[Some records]
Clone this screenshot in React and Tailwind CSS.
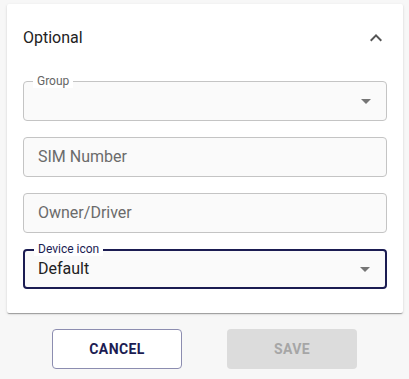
import React from "react";

const font = { fontFamily: "Roboto, 'Liberation Sans', sans-serif" };

function Arrow() {
  return (
    <svg width="24" height="24" viewBox="0 0 24 24" className="absolute right-[8px] top-1/2 -translate-y-1/2">
      <path d="M7 10l5 5 5-5z" fill="#757575" />
    </svg>
  );
}

function Field({ label, placeholder, value, select, focused }) {
  return (
    <div
      className={`relative h-[40px] rounded-[4px] bg-[#fafafa] ${
        focused ? "border-2 border-[#1b1c52]" : "border border-[#c4c4c4]"
      }`}
    >
      {label && (
        <span
          className={`absolute left-[9px] ${focused ? "-top-[9px]" : "-top-[8px]"} bg-white px-[4px] text-[12px] leading-[14px] ${
            focused ? "text-[#1b1c52]" : "text-[#666666]"
          }`}
        >
          {label}
        </span>
      )}
      <div className={`flex h-full items-center ${focused ? "pl-[13px]" : "pl-[14px]"} text-[16px]`}>
        {placeholder && <span className="text-[#6b6b6b]">{placeholder}</span>}
        {value && <span className="text-[#222222]">{value}</span>}
      </div>
      {select && <Arrow />}
    </div>
  );
}

export default function App() {
  return (
    <div className="min-h-[379px] w-[409px] bg-[#f7f7f7] pt-[4px]" style={font}>
      <div className="mx-[6px] ml-[7px] rounded-[2px] bg-white shadow-[0_2px_1px_-1px_rgba(0,0,0,0.2),0_1px_1px_0_rgba(0,0,0,0.14),0_1px_3px_0_rgba(0,0,0,0.12)]">
        <div className="flex h-[68px] items-center justify-between pl-[16px] pr-[16px]">
          <span className="text-[16px] text-[#222222]">Optional</span>
          <svg width="24" height="24" viewBox="0 0 24 24" className="mr-[-1px]">
            <path d="M12 8l-6 6 1.41 1.41L12 10.83l4.59 4.58L18 14z" fill="#555555" />
          </svg>
        </div>
        <div className="flex flex-col gap-[16px] px-[16px] pt-[9px] pb-[24px]">
          <Field label="Group" select />
          <Field placeholder="SIM Number" />
          <Field placeholder="Owner/Driver" />
          <Field label="Device icon" value="Default" select focused />
        </div>
      </div>
      <div className="mt-[16px] flex justify-center gap-[45px]">
        <button className="h-[40px] w-[130px] rounded-[4px] border border-[#8c8db0] bg-white text-[14px] font-bold tracking-[0.4px] text-[#1b1c52]">
          CANCEL
        </button>
        <button className="h-[40px] w-[130px] rounded-[4px] bg-[#dcdcdc] text-[14px] font-bold tracking-[0.4px] text-[#a6a6a6]">
          SAVE
        </button>
      </div>
    </div>
  );
}
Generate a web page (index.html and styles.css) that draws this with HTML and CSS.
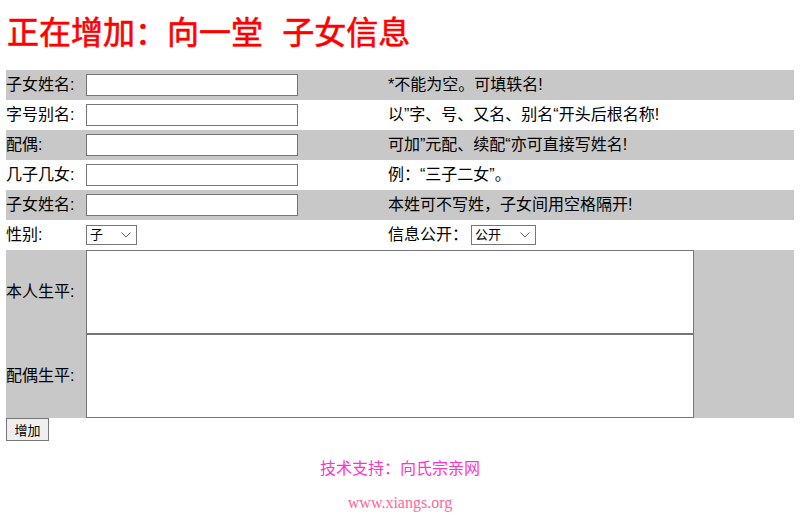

▶ _Task prompt_
Write out all the entries word for word, but skip any images.

▶ _Exercise solution_
Clone this screenshot in React and Tailwind CSS.
import React from "react";

const font = { fontFamily: "Roboto, 'Liberation Sans', sans-serif" };

function Arrow() {
  return (
    <svg width="24" height="24" viewBox="0 0 24 24" className="absolute right-[8px] top-1/2 -translate-y-1/2">
      <path d="M7 10l5 5 5-5z" fill="#757575" />
    </svg>
  );
}

function Field({ label, placeholder, value, select, focused }) {
  return (
    <div
      className={`relative h-[40px] rounded-[4px] bg-[#fafafa] ${
        focused ? "border-2 border-[#1b1c52]" : "border border-[#c4c4c4]"
      }`}
    >
      {label && (
        <span
          className={`absolute left-[9px] ${focused ? "-top-[9px]" : "-top-[8px]"} bg-white px-[4px] text-[12px] leading-[14px] ${
            focused ? "text-[#1b1c52]" : "text-[#666666]"
          }`}
        >
          {label}
        </span>
      )}
      <div className={`flex h-full items-center ${focused ? "pl-[13px]" : "pl-[14px]"} text-[16px]`}>
        {placeholder && <span className="text-[#6b6b6b]">{placeholder}</span>}
        {value && <span className="text-[#222222]">{value}</span>}
      </div>
      {select && <Arrow />}
    </div>
  );
}

export default function App() {
  return (
    <div className="min-h-[379px] w-[409px] bg-[#f7f7f7] pt-[4px]" style={font}>
      <div className="mx-[6px] ml-[7px] rounded-[2px] bg-white shadow-[0_2px_1px_-1px_rgba(0,0,0,0.2),0_1px_1px_0_rgba(0,0,0,0.14),0_1px_3px_0_rgba(0,0,0,0.12)]">
        <div className="flex h-[68px] items-center justify-between pl-[16px] pr-[16px]">
          <span className="text-[16px] text-[#222222]">Optional</span>
          <svg width="24" height="24" viewBox="0 0 24 24" className="mr-[-1px]">
            <path d="M12 8l-6 6 1.41 1.41L12 10.83l4.59 4.58L18 14z" fill="#555555" />
          </svg>
        </div>
        <div className="flex flex-col gap-[16px] px-[16px] pt-[9px] pb-[24px]">
          <Field label="Group" select />
          <Field placeholder="SIM Number" />
          <Field placeholder="Owner/Driver" />
          <Field label="Device icon" value="Default" select focused />
        </div>
      </div>
      <div className="mt-[16px] flex justify-center gap-[45px]">
        <button className="h-[40px] w-[130px] rounded-[4px] border border-[#8c8db0] bg-white text-[14px] font-bold tracking-[0.4px] text-[#1b1c52]">
          CANCEL
        </button>
        <button className="h-[40px] w-[130px] rounded-[4px] bg-[#dcdcdc] text-[14px] font-bold tracking-[0.4px] text-[#a6a6a6]">
          SAVE
        </button>
      </div>
    </div>
  );
}
Generate a web page (index.html and styles.css) that draws this with HTML and CSS.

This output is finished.